MySQL supports "zero-value" dates and timestamps, but these cannot be represented as valid dates or timestamps using the Java types. For example, the zero-value `0000-00-00` for a date has what Java considers to be an invalid month and day-of-the-month.
This commit changes how the MySQL connector handles these values to not throw exceptions. When columns allow nulls, such values will be treated as nulls; when columns do not allow null values, these values will be converted to a "zero-value" for the corresponding Java representation (e.g., the epoch day or timestamp). A new test case verifies the behaviors.
Anytime we `toString()` a `Configuration`, any values for password properties should be masked. A password property is defined to be a property whose key ends in "password" in a case-insensitive manner.
The MongoDB connector now outputs an INFO log message whenever its task's `poll()` method returns a non-empty list of `SourceRecord` objects, where the message includes the number of records and the offset of the last record.
The MySQL connector now outputs an INFO log message whenever its task's `poll()` method returns a non-empty list of `SourceRecord` objects, where the message includes the number of records and the offset of the last record.
The MySQL connector was improperly comparing the GTID set required by the connector to the GTID set of the MySQL instance. In particular, when the GTID set of the MySQL server contained a newline character, the comparison logic failed. (This should have been fixed as part of DBZ-107.)
Added a table with data to one of the MySQL databases used in the integration tests. It verifies that the UTF-8 data stored in the table is able to be handled properly when obtaining a snapshot and reading the binlog.

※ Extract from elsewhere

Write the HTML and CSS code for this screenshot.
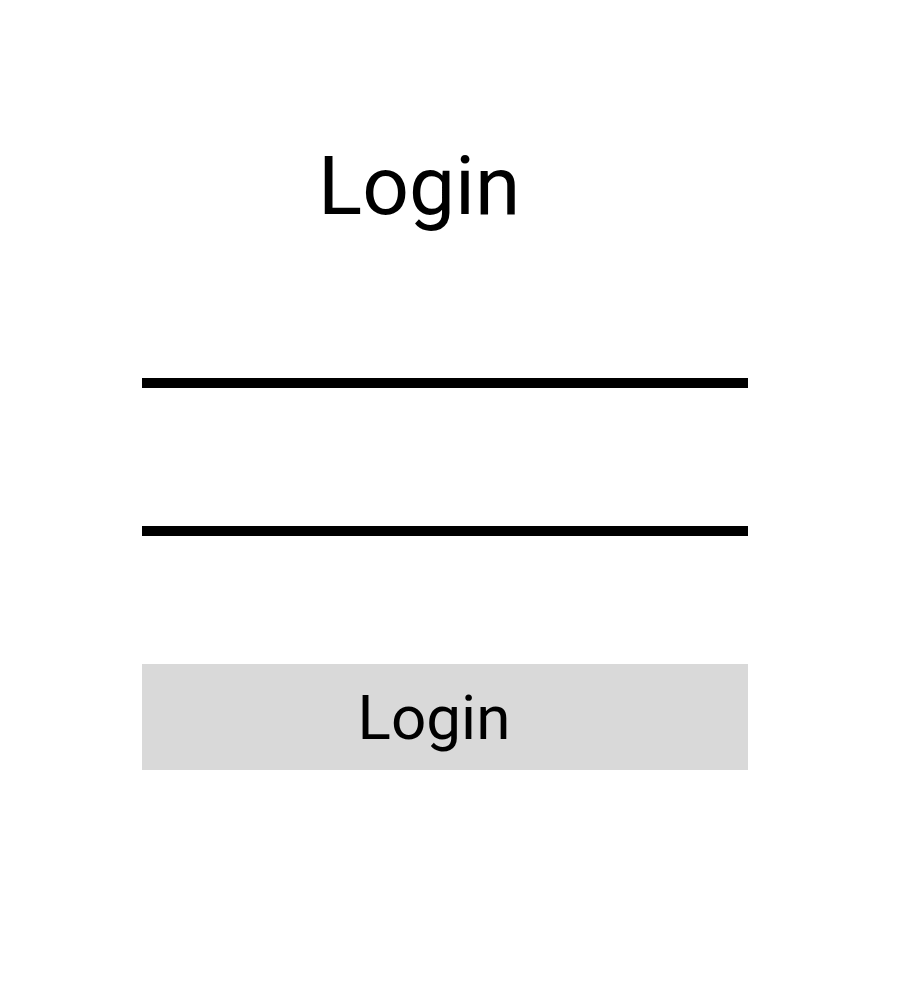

The MySQL binlog events contain the binary representation of string-like values as encoded per the column's character set. Properly decoding these into Java strings requires capturing the column, table, and database character set when parsing the DDL statements.
Unfortunately, MySQL DDL allows columns (at the time the columns are created or modified) to inherit the default character set for the table, or if that is not defined the default character set for the database, or if that is not defined the character set for the server. So, in addition to modifying the MySQL DDL parser to support capturing the character set name for each column, it also had to be changed to know what these default character set names are.
The default character sets are all available via MySQL server/session/local variables. Although strictly speaking the character set variables cannot be set globally, MySQL DDL does allow session and local variables to be set with `SET` statements. Therefore, this commit enhances the MySQL DDL parser to parse `SET` statements and to track the various global, session, and local variables as seen by the DDL parser. Upon connector startup, a subset of server variables (related to character sets and collations) are read from the database via JDBC and used to initialize the DDL parser via `SET` methods.
In addition to initializing the DDL parser with the system variables related to character sets and collation, it is important to also capture the server and database default character sets in the database history so that the correct character sets are used for columns even when the default character sets have changed on the database and/or the server. Therefore, upon startup or snapshot the MySQL connector records in the database history a `SET` statement for the `character_set_server` and `collation_server` system variables so that, upon a later restart, the history's DDL statements can be re-parsed with the correct default server and database character sets. Also, when the MySQL connector reloads the database history (upon startup), the recorded default server character set is compared with the MySQL instance's current server character set, and if they are different the current character set is recorded with a new `SET` statement.
These extra steps ensure that the connector use the correct character set for each column, even when the connector restarts and reloads the database history captured by a previous version of the connector. IOW, the MySQL connector can be safely upgraded, and the new version will correctly start using the columns' character sets to decode the string-like values.
The DDL parser and in-memory models of the relational schemas were changed to capture the character set for each column whose type is a string (e.g., `CHAR`, `VARCHAR`, etc.). This required handling `SET` statements used to change the system variables that hold the names of the default character set for the server and for each database. So, even if a column does not explicitly define the character set, the column's actual character set is identified from the table's character set, which might default to the current database's character set, which if not set defaults to the system character set.
These changes merely affect how MySQL DDL is parsed and the in-memory relational schema representation to accommodate the character set at various levels. It does not change the behavior of the MySQL connector; that will be done in a subsequent commit.
All tests pass with these changes, including quite a few additional tests for the new functionality.
The binlog reader and JDBC operations might throw exceptions with this information, so in these cases the connector now captures the error code and SQLSTATE code from the exception and includes them in the message.
Changed the MySQL connector to have several new configuration properties for setting up the SSL key store and trust store (which can be used in place of System or JDK properties) used for MySQL secure connections, and another property to specify what kind of SSL connection be used.
Modified several integration tests to ensure all MySQL connections are made with `useSSL=false`.